During my time with the Sigma I’ve been able to try it out on a whole host of sound sources. Most notably a vocal recording on a remake of Winter Wonderland for a TV jingle. One of the most popular versions of this song was recorded by Perry Como many moons ago, so a mellow, crooning style of vocal sound was the order of the day. I placed a condenser in front of the vocalist and the Sigma to the side. When I played the two different vocal sounds back to the producer, he agreed the Sigma certainly delivered the warmth and mellow tone we were looking for. The final mix, however, included a touch of the condenser sound for clarity on small TV speakers, but the bulk of the sound was from the Sigma. I heard the ad on TV not too long after the session and felt the vocal sound was exactly right in terms of recreating a ’50s-style aesthetic.

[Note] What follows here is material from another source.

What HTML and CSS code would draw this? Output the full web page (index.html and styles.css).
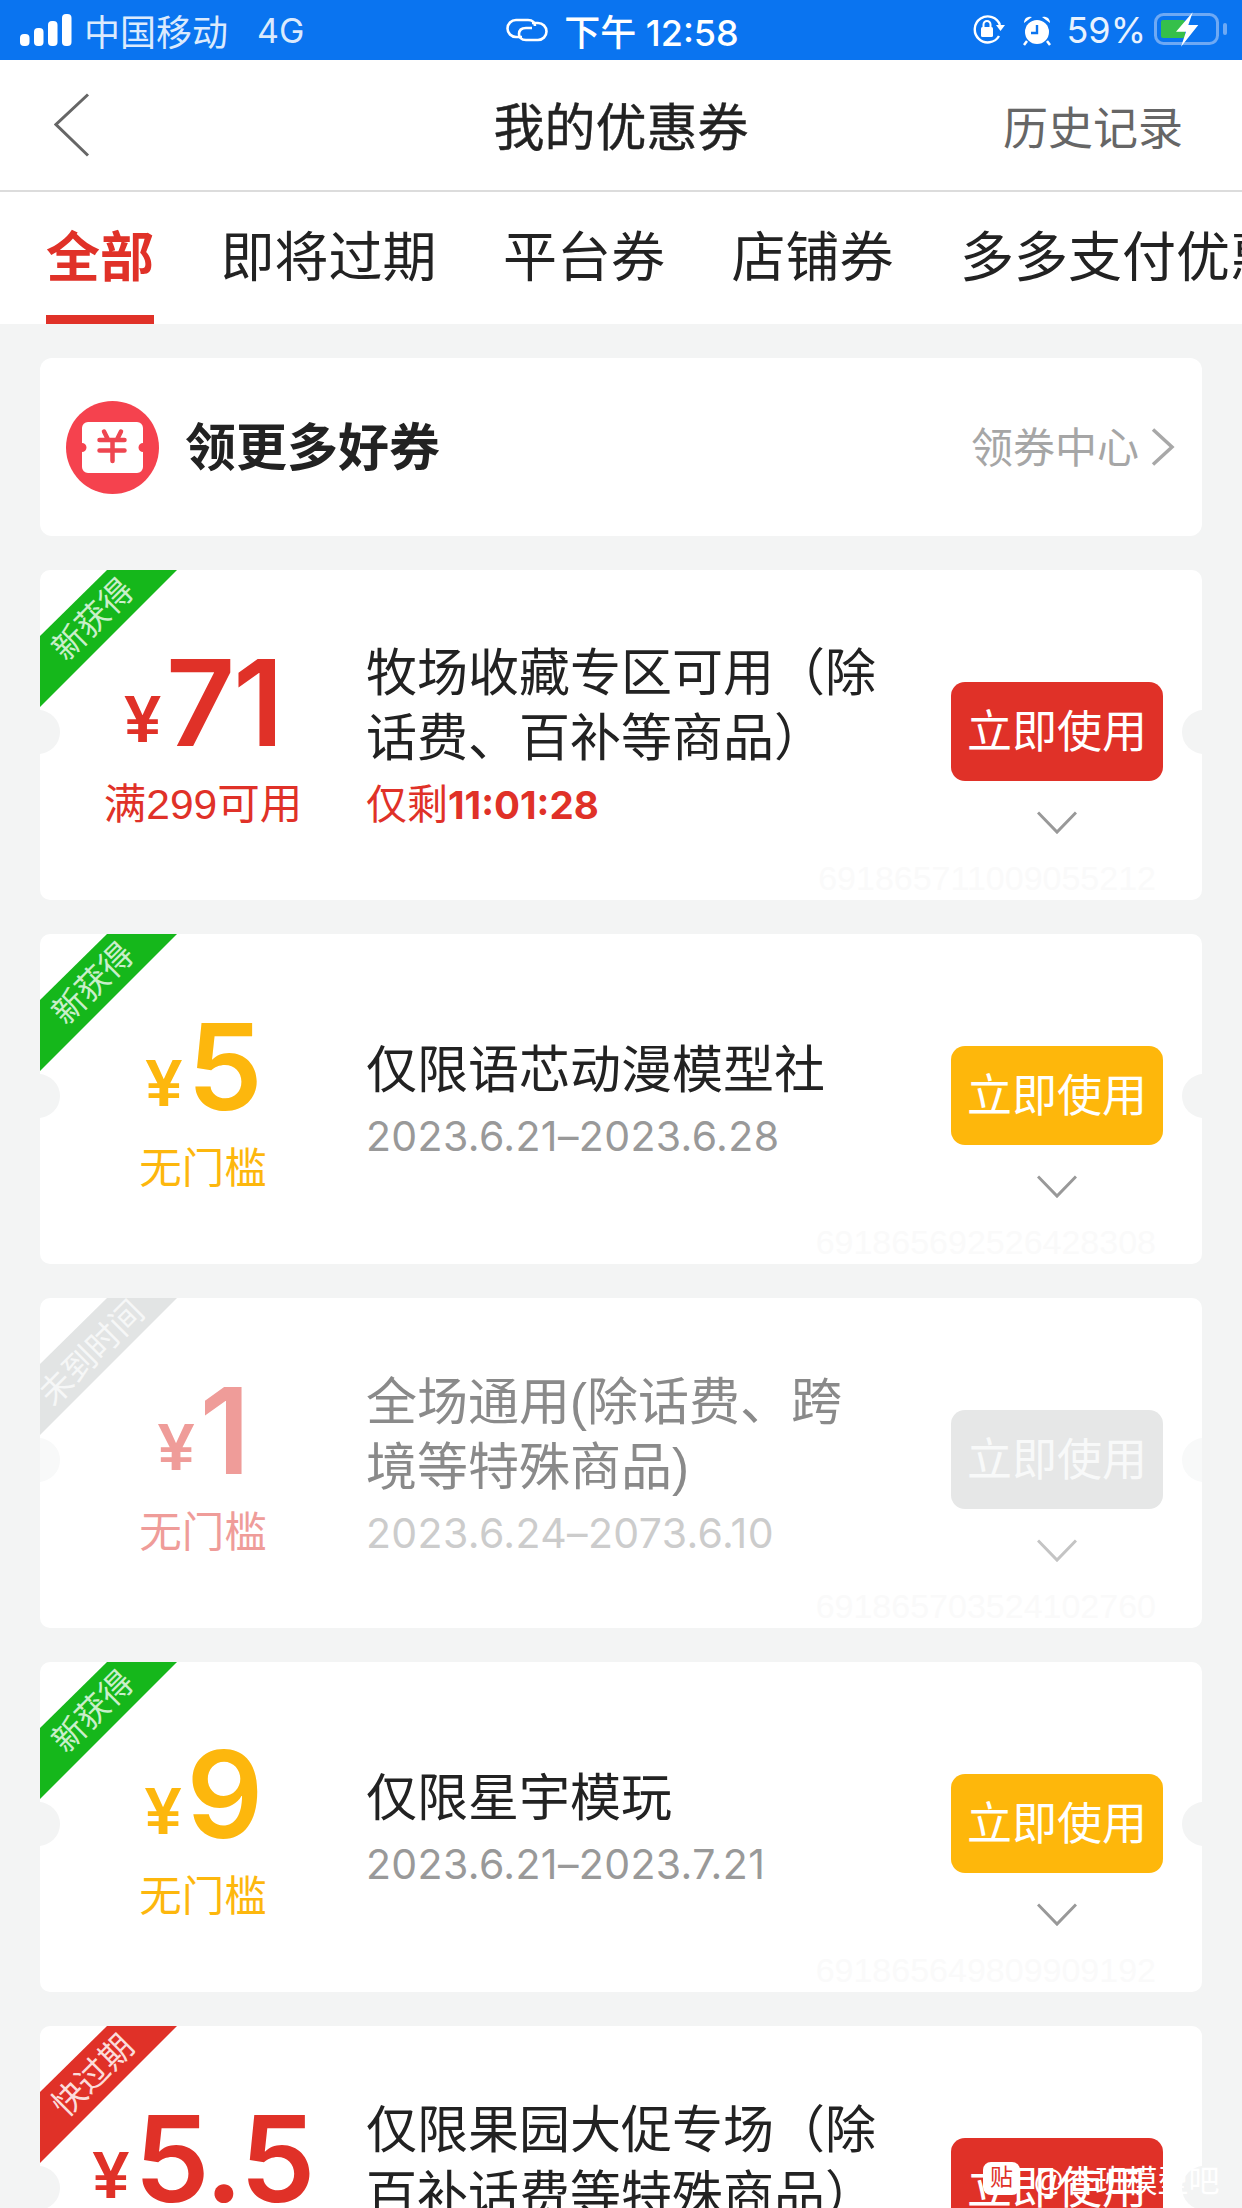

Other interesting Sigma sessions included recording a tuba and a didgeridoo. The tuba recording came up very well, with the airy ‘blat’ sound being nicely controlled by the ribbon mic’s natural top-end roll off and the rounder lower tones being slightly accentuated. The Sigma wasn’t great on the didgeridoo as it lacked clarity on some of the ‘bird call’ aspects of the performance, but fortunately I had a condenser on it as well and eventually opted for the more detailed sound it provided.
THE ROLE OF THE RIBBON
Ribbon mics are not generally known for their brightness – in fact, quite the opposite. But it’s their natural high frequency roll off that can make them very useful. Paul McKercher recently wrote in one of his drum miking tutorials about using ribbon mics as drum overheads. This is a situation where there’s a lot of high frequency information to be recorded and if you use condensers and then start adding top-end EQ, things can start to sound harsh pretty quickly. By using ribbons you begin with a less bright sound, but have the option of EQ’ing in a bit more if required without your cymbals sounding thin and brash. Using ribbons as room or distance mics can also work well. Ribbons also excel at brass recording and are commonly used in many classical and jazz recordings.
THE SUM OF IT
Ribbon mics represent one of the major ‘food groups’ of microphones – along with dynamics and condensers – and having a ‘balanced diet’ (i.e. a selection from each group), will stand you in good stead. The Sigma, with its active design and high output levels, make it easy to use so there’s no need for a ‘dedicated’ high gain mic preamp. A low-end filter on the mic would be useful for reducing proximity effect, but vocalists often make good use of this to boost the lower frequencies in their voices. The Sigma is certainly not the most detailed ribbon mic I’ve used, but for the price it’s a well-built microphone that will add (dare I say it) ‘warmth’ to your recordings as well as giving you a very different tonal option to a condenser or a dynamic.